Linking glyphosate to cancer, then hammering away that this is the worst and even sum-total of its detriments to human health, creates a diversion.

MIT's Stephanie Seneff 's started researching sulphur everywhere, then sulphur in the body, which led her to understand one, two, then more ways in which glyphosate interferes with key minerals and sulphur-driven processes, not only chemically, but by creating physical obstacles in cell and blood transport systems.

She's worth reading and listening to: https://people.csail.mit.edu/seneff/. Industry scoffs, while governments ignore -- how convenient.

You are exactly correct. Cancer is only the tip of the iceberg. Seneff is one of many independent scientists who have studied the long term negative effects of glyphosate, its persistence in the environment, and the wide range of now chronic diseases that have mysteriously intensified since usage became widespread.
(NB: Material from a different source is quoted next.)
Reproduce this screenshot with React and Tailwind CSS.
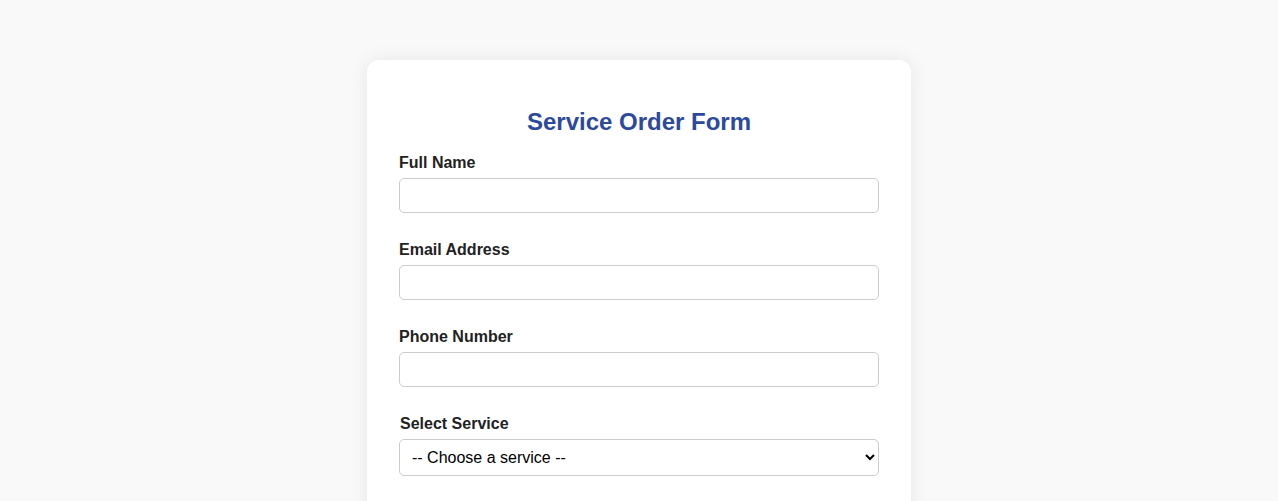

Stephanie Seneff is a Senior Research Scientist at the MIT Computer Science and Artificial Intelligence Laboratory. Not an expert in this field.
For a different view: https://sciencebasedmedicine.org/update-on-glyphosate/

Yup. She's an expert.
https://people.csail.mit.edu/seneff/

Millilitres per acre over 250 acres is cupfuls. How many millilitres? How many cupfuls?
Those chemicals are persistent in soil and water, and enter the foodchain through the crops themselves, and through the meatstock fed the crops.
We've heard a lot about the importance of the "human biome." Guess what? The metabolic cycle (called the shikimate pathway) that is absent in mammals gave glyphosate a free pass on human safety issues. But it's not absent in the gut bacteria upon which our health, immune systems, nervous systems and hormone regulation systems depend.
And it's not only used to kill weeds: it's used as a "crop dessicant" ... to dry out ripe crops rapidly in the name of getting that crop to harvest before everyone else, and not having to wait for the sun and wind to do its work.
That's why/how it's in virtually every foodstuff that's not labelled "organically grown," and even some organically grown crops have been contaminated with GM seeds, grown with glyphosate and thus putting glyphosate into the soil and all the plants around.
Worse, glyphosate acts as a chelator of important minerals that are already deficient in our diets, making the otherwise nutritious food we eat inadequate to support human health ... leading to yet more damage and illness.
It's not a fantasy.
Seneff is highly qualified to do this research. See:
https://people.csail.mit.edu/seneff/
So have been her partners in those endeavours, with other qualifications.
What, I wonder, are the qualifications of chemical company lobbyists?